Сегодня в газете был опубликован указ короля об амнистии политзаключенным. Все этому радовались, говорили хорошее о короле, хотя фотографии в журналах изображали несколько дубоватого, неулыбчивого, атлетического склада молодца. Ну что ж, бывает, внешность обманчива. А в общем, разве короли в наше время решают? Скептичный, многое перевидевший на своем веку Феноза мрачно высказался о том, что освободить-то освободили, но надолго ли…. Заговорили об амнистии вообще. О том, что всего-то в Испании в наследство от каудапльо осталось шестьсот с чем-то политических. А в России…
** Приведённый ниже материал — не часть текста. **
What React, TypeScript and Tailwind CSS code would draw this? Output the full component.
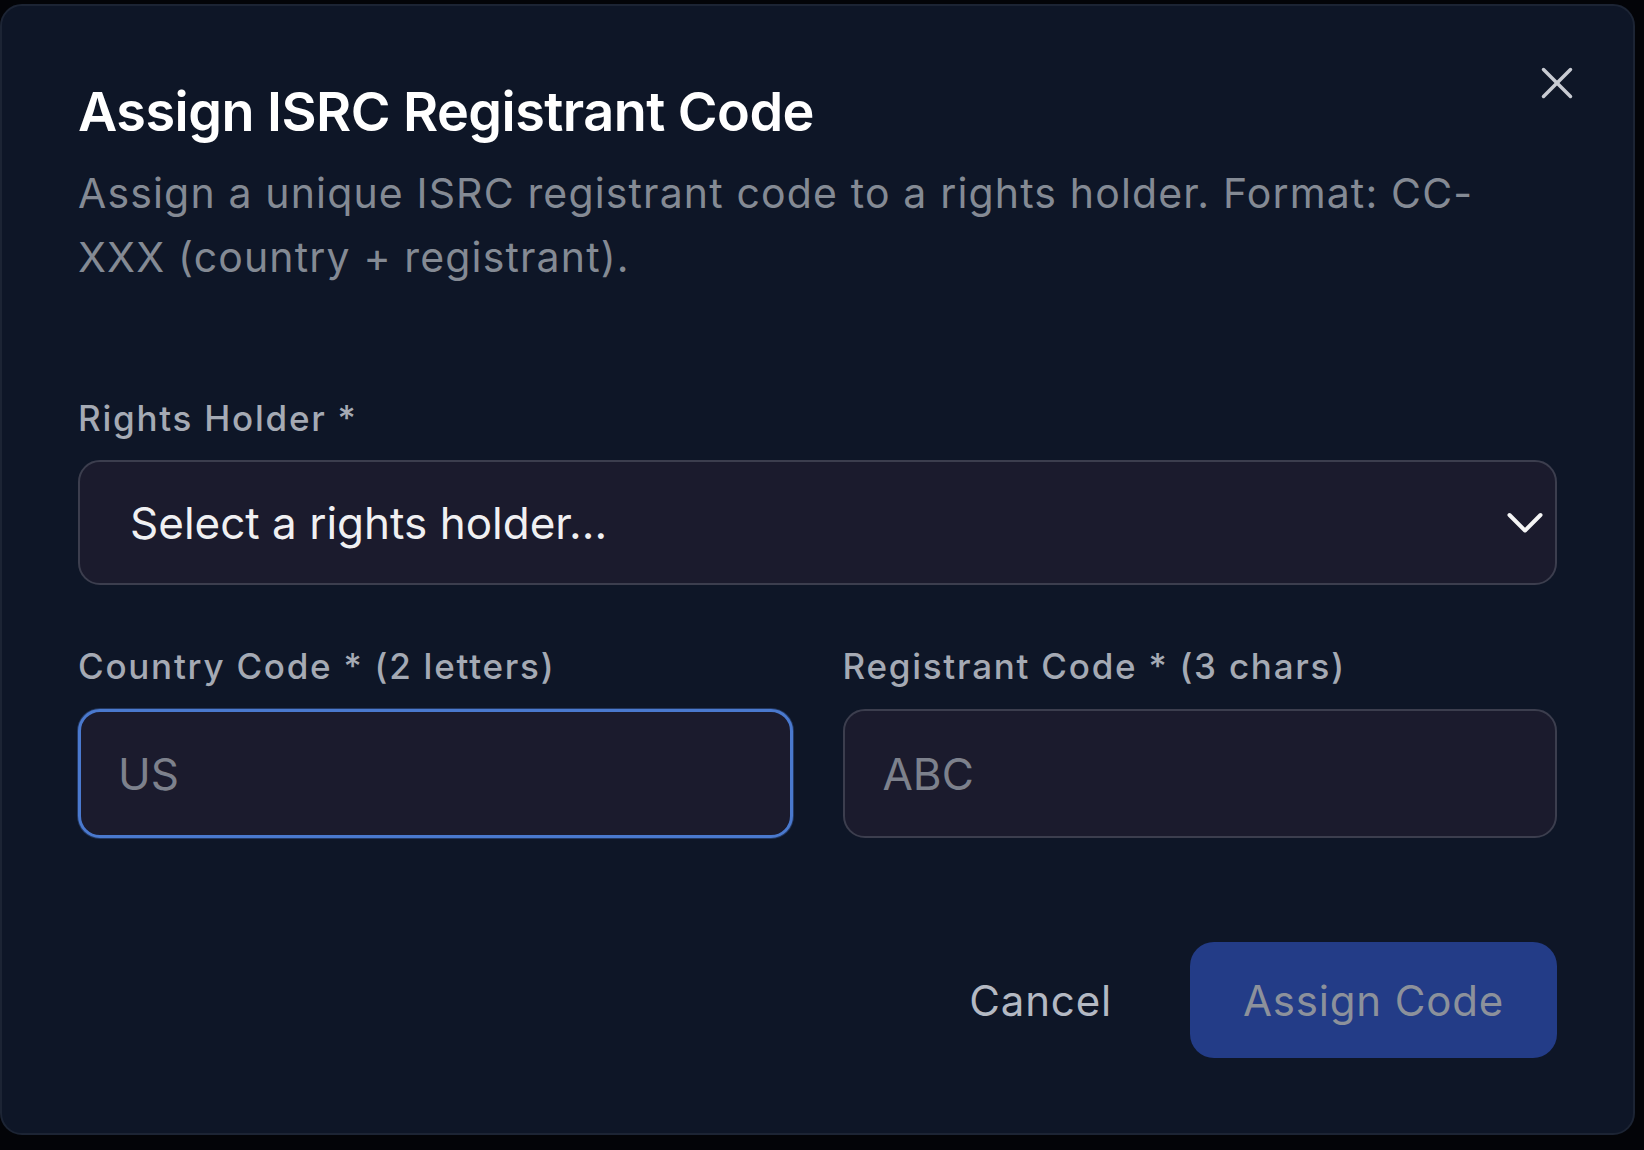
import React, { useState } from 'react';

export default function App() {
  const [country, setCountry] = useState('');
  const [registrant, setRegistrant] = useState('');

  return (
    <div className="min-h-screen bg-[#030408] pt-[4px] font-['Inter','Liberation_Sans',sans-serif]">
      <div className="relative w-[1635px] h-[1131px] rounded-[22px] border-2 border-[#1c2434] bg-[#0e1627] px-[76px] pt-[73px]">
        {/* Close */}
        <button
          aria-label="Close"
          className="absolute right-[60px] top-[61px] w-[32px] h-[32px] text-[#c8cbd2]"
        >
          <svg viewBox="0 0 32 32" width="32" height="32" fill="none" stroke="currentColor" strokeWidth="3.5" strokeLinecap="round">
            <line x1="2.5" y1="2.5" x2="29.5" y2="29.5" />
            <line x1="29.5" y1="2.5" x2="2.5" y2="29.5" />
          </svg>
        </button>

        {/* Header */}
        <h2 className="text-[54px] leading-[66px] font-semibold text-white tracking-[-0.01em]">
          Assign ISRC Registrant Code
        </h2>
        <p className="mt-[16px] text-[41px] leading-[64px] tracking-[0.028em] text-[#848a94]">
          Assign a unique ISRC registrant code to a rights holder. Format: CC-XXX (country + registrant).
        </p>

        {/* Rights holder */}
        <div className="mt-[105px] flex flex-col">
          <label className="text-[35px] leading-[48px] tracking-[0.05em] font-medium text-[#a5aab4]">Rights Holder *</label>
          <button className="mt-[18px] h-[125px] w-full rounded-[22px] border-2 border-[#3c3e4e] bg-[#1b1b2d] pl-[50px] pr-[12px] flex items-center justify-between text-left">
            <span className="text-[44px] text-[#f0f0f2]">Select a rights holder...</span>
            <svg viewBox="0 0 36 22" width="36" height="22" fill="none" stroke="#f5f5f5" strokeWidth="4" strokeLinecap="round" strokeLinejoin="round">
              <polyline points="2.5,3 18,18.5 33.5,3" />
            </svg>
          </button>
        </div>

        {/* Codes */}
        <div className="mt-[57px] grid grid-cols-2 gap-x-[50px]">
          <div className="flex flex-col">
            <label className="text-[35px] leading-[48px] tracking-[0.05em] font-medium text-[#a5aab4]">Country Code * (2 letters)</label>
            <input
              value={country}
              onChange={(e) => setCountry(e.target.value)}
              placeholder="US"
              maxLength={2}
              className="mt-[19px] h-[129px] w-full rounded-[22px] border-[3px] border-[#4a79ce] bg-[#1b1b2d] pl-[37px] text-[44px] text-[#f0f0f2] placeholder:text-[#7d818c] outline-none shadow-[0_0_0_1px_rgba(74,121,206,0.35)]"
            />
          </div>
          <div className="flex flex-col">
            <label className="text-[35px] leading-[48px] tracking-[0.05em] font-medium text-[#a5aab4]">Registrant Code * (3 chars)</label>
            <input
              value={registrant}
              onChange={(e) => setRegistrant(e.target.value)}
              placeholder="ABC"
              maxLength={3}
              className="mt-[19px] h-[129px] w-full rounded-[22px] border-2 border-[#3c3e4e] bg-[#1b1b2d] pl-[38px] text-[44px] text-[#f0f0f2] placeholder:text-[#7d818c] outline-none"
            />
          </div>
        </div>

        {/* Actions */}
        <div className="mt-[104px] flex justify-end gap-[25px]">
          <button className="h-[116px] px-[53px] rounded-[24px] text-[42px] tracking-[0.02em] text-[#b4b9c3]">Cancel</button>
          <button
            disabled={!country || !registrant}
            className="h-[116px] w-[367px] rounded-[24px] bg-[#233c87] text-[42px] tracking-[0.02em] text-[#8c919b] flex items-center justify-center"
          >
            Assign Code
          </button>
        </div>
      </div>
    </div>
  );
}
Потом перешли к гражданской войне, которой все мы жили начиная с 1936 года. До сих пор сохранились в памяти все эти названия — Университетский городок, дом Веласкеса, Карабанчель альто, Карабанчель бахо, речка Мансанарес, Гвадалахара, Герника, Альказар… Я даже когда-то играл в пьесе под таким названием. Франкистского офицера. Рисовал жженой пробкой усики. В антрактах мы сидели в расстегнутых серых мундирах на ступеньках артистического входа и обсуждали действительное положение вещей на далеких фронтах. С пьесой что-то не совпадало. Вскоре мы прочитали в газетах — мы гастролировали тогда в Днепропетровске, и помню, что прочел я это в газете на стенке возле театра — об аресте Тухачевского, Якира и других изменников… Поверить было трудно, но в святость нашего дела в Испании продолжали верить. Гады фашисты и героические защитники Мадрида.
Сам Феноза непосредственного участия в войне, кажется, не принимал, но скольких друзей потерял он на фронтах. И как было не погибнуть? Оружие, тайно доставляемое советской стороной, было устаревшее, ни к черту не годилось. Советские советники гнули свою линию, вносили раскол. С дисциплиной было плохо. Героизм тонул в бесхозяйственности и неразберихе, создаваемой все теми же советниками. Люди гибли ни за что.